I keep bringing it up, because it seems to be a very fuzzy area in people's minds as to what they think a Jew is. Usually you find they haven't really given it much thought at all.

It's easy to know what a Canadian is. He's someone born in Canada. A German is someone born in Germany...or possibly a descendant of someone born in Germany if you want to look at it that way. A Lakota Indian is someone descended from other Lakota Indians. A Swede is someone from Sweden. A Catholic is a member of the Catholic religious community. A Buddhist is a member of the Buddhist community. Etc....etc...

But a Jew is not necessarily someone born in any particular location (including Israel) nor is he necessarily someone born to Jewish parents (since he could be a convert) NOR is he some necessarily who practices Judaism (the religion), since he could be an atheist. Some people born in Israel (like Arabs) are definitely not Jews, but they are Israelis. So what the heck is the final definition of a person called a "Jew"? Most people never even gave that 10 seconds thought in their life, I bet.

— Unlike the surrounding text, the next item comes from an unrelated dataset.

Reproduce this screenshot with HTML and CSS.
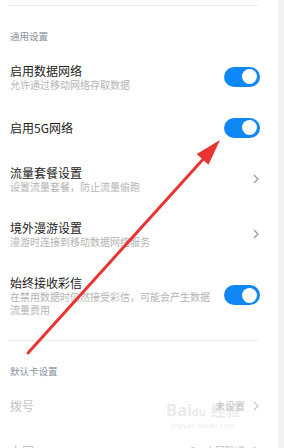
FILE: index.html
```html
<!DOCTYPE html>
<html lang="zh">
<head>
<meta charset="utf-8">
<link rel="stylesheet" href="styles.css">
</head>
<body>
<div class="screen">
  <div class="page">
    <div class="divider top"></div>
    <div class="section">通用设置</div>

    <div class="row">
      <div class="text">
        <div class="title">启用数据网络</div>
        <div class="sub">允许通过移动网络存取数据</div>
      </div>
      <div class="toggle"><span class="knob"></span></div>
    </div>

    <div class="row">
      <div class="text">
        <div class="title">启用5G网络</div>
      </div>
      <div class="toggle"><span class="knob"></span></div>
    </div>

    <div class="row">
      <div class="text">
        <div class="title">流量套餐设置</div>
        <div class="sub">设置流量套餐，防止流量偷跑</div>
      </div>
      <svg class="chev" viewBox="0 0 6 10" width="6" height="10"><polyline points="1,1 5,5 1,9" /></svg>
    </div>

    <div class="row">
      <div class="text">
        <div class="title">境外漫游设置</div>
        <div class="sub">漫游时连接到移动数据网络服务</div>
      </div>
      <svg class="chev" viewBox="0 0 6 10" width="6" height="10"><polyline points="1,1 5,5 1,9" /></svg>
    </div>

    <div class="row">
      <div class="text narrow">
        <div class="title">始终接收彩信</div>
        <div class="sub">在禁用数据时仍然接受彩信，可能会产生数据流量费用</div>
      </div>
      <div class="toggle"><span class="knob"></span></div>
    </div>

    <div class="divider mid"></div>
    <div class="section second">默认卡设置</div>

    <div class="row plain">
      <div class="title dim">拨号</div>
      <div class="right">
        <span class="value">未设置</span>
        <svg class="chev light" viewBox="0 0 6 10" width="6" height="10"><polyline points="1,1 5,5 1,9" /></svg>
      </div>
    </div>

    <div class="row plain">
      <div class="title dim">上网</div>
      <div class="right">
        <span class="sim">1</span>
        <span class="value">中国联通</span>
        <svg class="chev light" viewBox="0 0 6 10" width="6" height="10"><polyline points="1,1 5,5 1,9" /></svg>
      </div>
    </div>
  </div>
  <div class="strip"></div>

  <div class="watermark">
    <div class="wm-logo">Bai<span class="paw">du</span> 经验</div>
    <div class="wm-url">jingyan.baidu.com</div>
  </div>

  <svg class="arrow" width="284" height="448" viewBox="0 0 284 448">
    <line x1="28" y1="353" x2="206" y2="156" />
    <polygon points="220,140 208.5,164.7 196.7,153.9" />
  </svg>
</div>
</body>
</html>
```

FILE: styles.css
```css
* { box-sizing: border-box; }
html, body {
  margin: 0;
  padding: 0;
  background: #ffffff;
}
body {
  font-family: "Noto Sans CJK SC", "Noto Sans", sans-serif;
  width: 284px;
  height: 448px;
  overflow: hidden;
}
.screen {
  position: relative;
  display: flex;
  width: 284px;
  height: 448px;
  overflow: hidden;
}
.page {
  width: 278px;
  flex: none;
  padding: 5px 18px 0 10px;
  background: #ffffff;
}
.strip {
  flex: 1;
  background: #f2f2f2;
}
.divider {
  height: 1px;
  background: #ececec;
  margin-left: -2px;
  margin-right: 2px;
}
.divider.mid {
  margin-top: 11px;
}
.section {
  font-size: 9.5px;
  line-height: 14px;
  color: #8b90a0;
  padding: 23px 0 6px;
}
.section.second {
  padding: 23px 0 5px;
}
.row {
  display: flex;
  align-items: center;
  justify-content: space-between;
  padding: 13.5px 0;
}
.row.plain {
  padding: 15px 0;
}
.text {
  display: flex;
  flex-direction: column;
}
.text.narrow {
  width: 202px;
}
.title {
  font-size: 12px;
  line-height: 15px;
  color: #222222;
}
.title.dim {
  color: #c4c4c4;
}
.sub {
  font-size: 10px;
  line-height: 13px;
  color: #b4b4b4;
}
.toggle {
  flex: none;
  width: 36px;
  height: 20px;
  border-radius: 10px;
  background: #0f87f7;
  display: flex;
  align-items: center;
  justify-content: flex-end;
  padding-right: 3px;
}
.knob {
  width: 15px;
  height: 15px;
  border-radius: 50%;
  background: #ffffff;
}
.chev {
  flex: none;
  margin-right: 1px;
}
.chev polyline {
  fill: none;
  stroke: #9a9a9a;
  stroke-width: 1.2;
}
.chev.light polyline {
  stroke: #c8c8c8;
}
.right {
  display: flex;
  align-items: center;
  gap: 8px;
}
.value {
  font-size: 10px;
  color: #c0c0c0;
}
.sim {
  width: 8px;
  height: 8px;
  border: 1px solid #c8c8c8;
  border-radius: 50%;
  font-size: 5px;
  line-height: 6px;
  text-align: center;
  color: #c0c0c0;
}
.watermark {
  position: absolute;
  left: 166px;
  top: 402px;
  white-space: nowrap;
  color: rgba(210, 210, 210, 0.45);
  font-family: "DejaVu Sans", "Noto Sans CJK SC", sans-serif;
}
.wm-logo {
  font-size: 15px;
  line-height: 18px;
  font-weight: bold;
  letter-spacing: -0.3px;
}
.wm-logo .paw {
  font-size: 10px;
}
.wm-url {
  font-size: 7px;
  line-height: 9px;
  padding-left: 4px;
}
.arrow {
  position: absolute;
  left: 0;
  top: 0;
  pointer-events: none;
}
.arrow line {
  stroke: #e83432;
  stroke-width: 3;
  stroke-linecap: round;
}
.arrow polygon {
  fill: #e83432;
}
```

And yet we have a special red flag word "anti-semitic" coined specially to designate people who are against Jews, and it seems to be the ultimate negative stigma possible (along with "racist" or "child molester"). So what's that about if most people can't even agree among themselves on what a Jew is and have never really thought about it? Doesn't it seem a little strange?

It's because of the extremities of emotion and attitude around these anti-semitism issues that I bring it up, and that's why it interests me. If people are going to raise very emotional issues around an identity like "Jewish" then they should at least give some thought to what it actually MEANS, right? At least I would hope they would.

As far as I'm concerned, it's a unique situation in the world, and it has been so since WWII, if not long, long before that, since there were many previous pogroms against the Jews. I think most people are incredibly mentally lazy about it, because most of them never even stopped to think what a "Jew" is, did they? They just acted on some facile assumptions about what a Jew is, picked up some cardboard stereotype from their parents and filed it in their mind, and those assumptions were probably several cards short of the whole deck.

Hitler could not have fooled so many Germans, for example, and gotten them to support his crazy anti-Jewish crusade if a few more of them had been inclined to actually THINK a bit about what a Jew is, and what varieties of possibility that entails...instead of just accepting the cardboard stereotype of a Jew that he waved in front of them.

But again, I'm clearly expecting too much of humanity, right? I expect humanity to be smart enough to get over this divisive nonsense of labelling people in groups and prejudging them on that basis, but it clearly is not going to happen in my lifetime.